YOUR INSTRUCTIONS
Your task is to give the listing below back word for word, pictures excluded.
++++
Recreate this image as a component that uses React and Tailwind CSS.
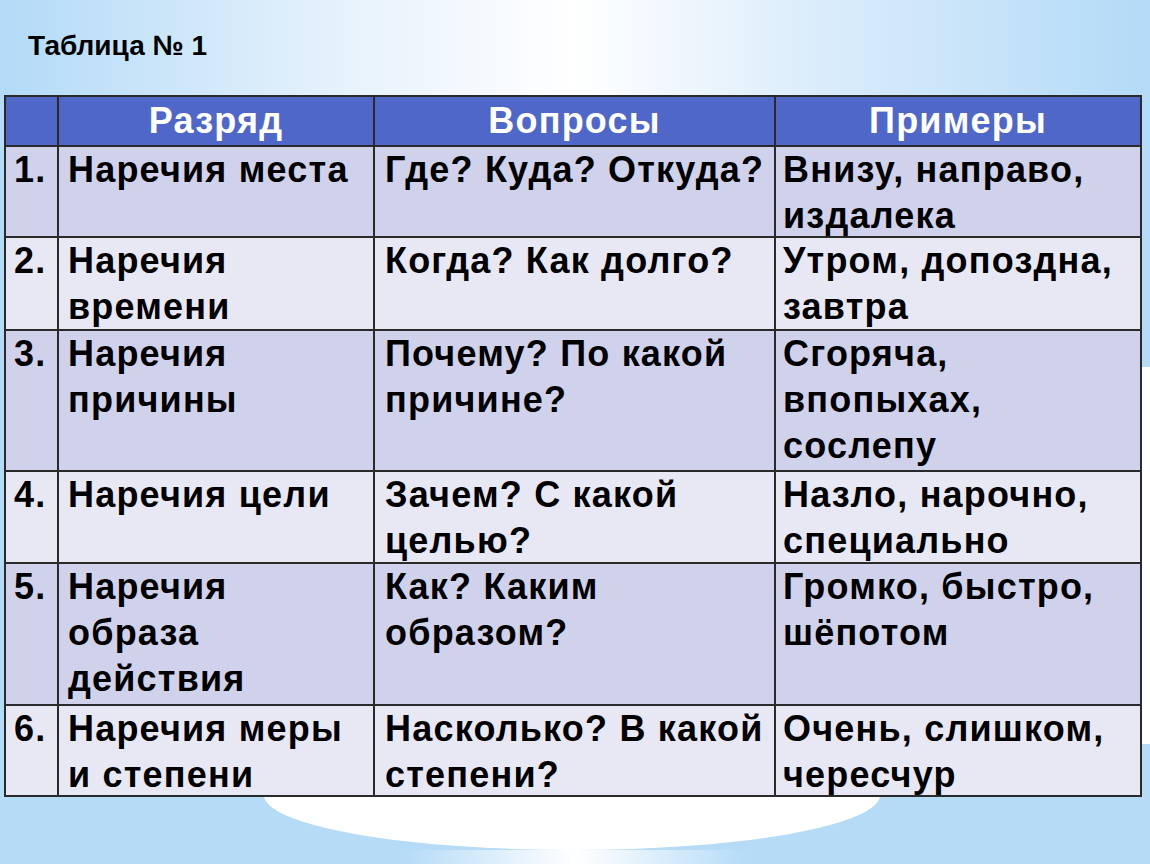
import React from "react";

const rows = [
  { n: "1.", a: ["Наречия места"], q: ["Где? Куда? Откуда?"], e: ["Внизу, направо,", "издалека"], h: "h-[89px]", bg: "bg-[#d0d2ec]" },
  { n: "2.", a: ["Наречия", "времени"], q: ["Когда? Как долго?"], e: ["Утром, допоздна,", "завтра"], h: "h-[91px]", bg: "bg-[#e8e8f5]" },
  { n: "3.", a: ["Наречия", "причины"], q: ["Почему? По какой", "причине?"], e: ["Сгоряча,", "впопыхах,", "сослепу"], h: "h-[139px]", bg: "bg-[#d0d2ec]" },
  { n: "4.", a: ["Наречия цели"], q: ["Зачем? С какой", "целью?"], e: ["Назло, нарочно,", "специально"], h: "h-[90px]", bg: "bg-[#e8e8f5]" },
  { n: "5.", a: ["Наречия", "образа", "действия"], q: ["Как? Каким", "образом?"], e: ["Громко, быстро,", "шёпотом"], h: "h-[140px]", bg: "bg-[#d0d2ec]" },
  { n: "6.", a: ["Наречия меры", "и степени"], q: ["Насколько? В какой", "степени?"], e: ["Очень, слишком,", "чересчур"], h: "h-[89px]", bg: "bg-[#e8e8f5]" },
];

function Lines({ items }) {
  return (
    <>
      {items.map((t, i) => (
        <div key={i} className="whitespace-nowrap">
          {t}
        </div>
      ))}
    </>
  );
}

export default function App() {
  return (
    <div
      className="relative w-[1150px] h-[864px] overflow-hidden bg-[linear-gradient(90deg,#b3daf7_0%,#e6f2fc_30%,#ffffff_50%,#dcedfb_70%,#b3daf7_100%)]"
      style={{ fontFamily: '"Liberation Sans", Arial, sans-serif' }}
    >
      {/* decorative slide background */}
      <div className="absolute left-0 top-[96px] w-[1150px] h-[768px] bg-[#b5dbf7]" />
      <div className="absolute left-[1142px] top-[367px] w-[8px] h-[377px] bg-white" />
      <div className="absolute left-[264px] top-[740px] w-[616px] h-[110px] rounded-[50%] bg-white" />
      <div className="absolute left-0 top-[850px] w-[1150px] h-[14px] bg-[linear-gradient(90deg,#b5dbf7_0%,#b5dbf7_35%,#ffffff_50%,#b5dbf7_65%,#b5dbf7_100%)]" />

      <div className="relative">
        <div className="pt-[31px] pl-[28px] h-[62px] text-[28px] leading-[30px] font-bold text-black">
          Таблица № 1
        </div>

        <div className="mt-[33px] ml-[4px] w-[1138px] border-2 border-[#2a2a2a] bg-[#2a2a2a] grid grid-cols-[51px_314px_399px_364px] gap-[2px] text-[36px] leading-[46px] font-bold tracking-[1.2px] text-black">
          <div className="h-[48px] bg-[#4f67c9]" />
          <div className="h-[48px] bg-[#4f67c9] text-white flex items-center justify-center">Разряд</div>
          <div className="h-[48px] bg-[#4f67c9] text-white flex items-center justify-center">Вопросы</div>
          <div className="h-[48px] bg-[#4f67c9] text-white flex items-center justify-center">Примеры</div>

          {rows.map((r, i) => (
            <React.Fragment key={i}>
              <div className={`${r.h} ${r.bg} pl-[8px]`}>{r.n}</div>
              <div className={`${r.h} ${r.bg} pl-[9px]`}>
                <Lines items={r.a} />
              </div>
              <div className={`${r.h} ${r.bg} pl-[10px]`}>
                <Lines items={r.q} />
              </div>
              <div className={`${r.h} ${r.bg} pl-[7px]`}>
                <Lines items={r.e} />
              </div>
            </React.Fragment>
          ))}
        </div>
      </div>
    </div>
  );
}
++++
FINAL RESULT
Recreate this image as a component that uses React and Tailwind CSS.
import React from "react";

const rows = [
  { n: "1.", a: ["Наречия места"], q: ["Где? Куда? Откуда?"], e: ["Внизу, направо,", "издалека"], h: "h-[89px]", bg: "bg-[#d0d2ec]" },
  { n: "2.", a: ["Наречия", "времени"], q: ["Когда? Как долго?"], e: ["Утром, допоздна,", "завтра"], h: "h-[91px]", bg: "bg-[#e8e8f5]" },
  { n: "3.", a: ["Наречия", "причины"], q: ["Почему? По какой", "причине?"], e: ["Сгоряча,", "впопыхах,", "сослепу"], h: "h-[139px]", bg: "bg-[#d0d2ec]" },
  { n: "4.", a: ["Наречия цели"], q: ["Зачем? С какой", "целью?"], e: ["Назло, нарочно,", "специально"], h: "h-[90px]", bg: "bg-[#e8e8f5]" },
  { n: "5.", a: ["Наречия", "образа", "действия"], q: ["Как? Каким", "образом?"], e: ["Громко, быстро,", "шёпотом"], h: "h-[140px]", bg: "bg-[#d0d2ec]" },
  { n: "6.", a: ["Наречия меры", "и степени"], q: ["Насколько? В какой", "степени?"], e: ["Очень, слишком,", "чересчур"], h: "h-[89px]", bg: "bg-[#e8e8f5]" },
];

function Lines({ items }) {
  return (
    <>
      {items.map((t, i) => (
        <div key={i} className="whitespace-nowrap">
          {t}
        </div>
      ))}
    </>
  );
}

export default function App() {
  return (
    <div
      className="relative w-[1150px] h-[864px] overflow-hidden bg-[linear-gradient(90deg,#b3daf7_0%,#e6f2fc_30%,#ffffff_50%,#dcedfb_70%,#b3daf7_100%)]"
      style={{ fontFamily: '"Liberation Sans", Arial, sans-serif' }}
    >
      {/* decorative slide background */}
      <div className="absolute left-0 top-[96px] w-[1150px] h-[768px] bg-[#b5dbf7]" />
      <div className="absolute left-[1142px] top-[367px] w-[8px] h-[377px] bg-white" />
      <div className="absolute left-[264px] top-[740px] w-[616px] h-[110px] rounded-[50%] bg-white" />
      <div className="absolute left-0 top-[850px] w-[1150px] h-[14px] bg-[linear-gradient(90deg,#b5dbf7_0%,#b5dbf7_35%,#ffffff_50%,#b5dbf7_65%,#b5dbf7_100%)]" />

      <div className="relative">
        <div className="pt-[31px] pl-[28px] h-[62px] text-[28px] leading-[30px] font-bold text-black">
          Таблица № 1
        </div>

        <div className="mt-[33px] ml-[4px] w-[1138px] border-2 border-[#2a2a2a] bg-[#2a2a2a] grid grid-cols-[51px_314px_399px_364px] gap-[2px] text-[36px] leading-[46px] font-bold tracking-[1.2px] text-black">
          <div className="h-[48px] bg-[#4f67c9]" />
          <div className="h-[48px] bg-[#4f67c9] text-white flex items-center justify-center">Разряд</div>
          <div className="h-[48px] bg-[#4f67c9] text-white flex items-center justify-center">Вопросы</div>
          <div className="h-[48px] bg-[#4f67c9] text-white flex items-center justify-center">Примеры</div>

          {rows.map((r, i) => (
            <React.Fragment key={i}>
              <div className={`${r.h} ${r.bg} pl-[8px]`}>{r.n}</div>
              <div className={`${r.h} ${r.bg} pl-[9px]`}>
                <Lines items={r.a} />
              </div>
              <div className={`${r.h} ${r.bg} pl-[10px]`}>
                <Lines items={r.q} />
              </div>
              <div className={`${r.h} ${r.bg} pl-[7px]`}>
                <Lines items={r.e} />
              </div>
            </React.Fragment>
          ))}
        </div>
      </div>
    </div>
  );
}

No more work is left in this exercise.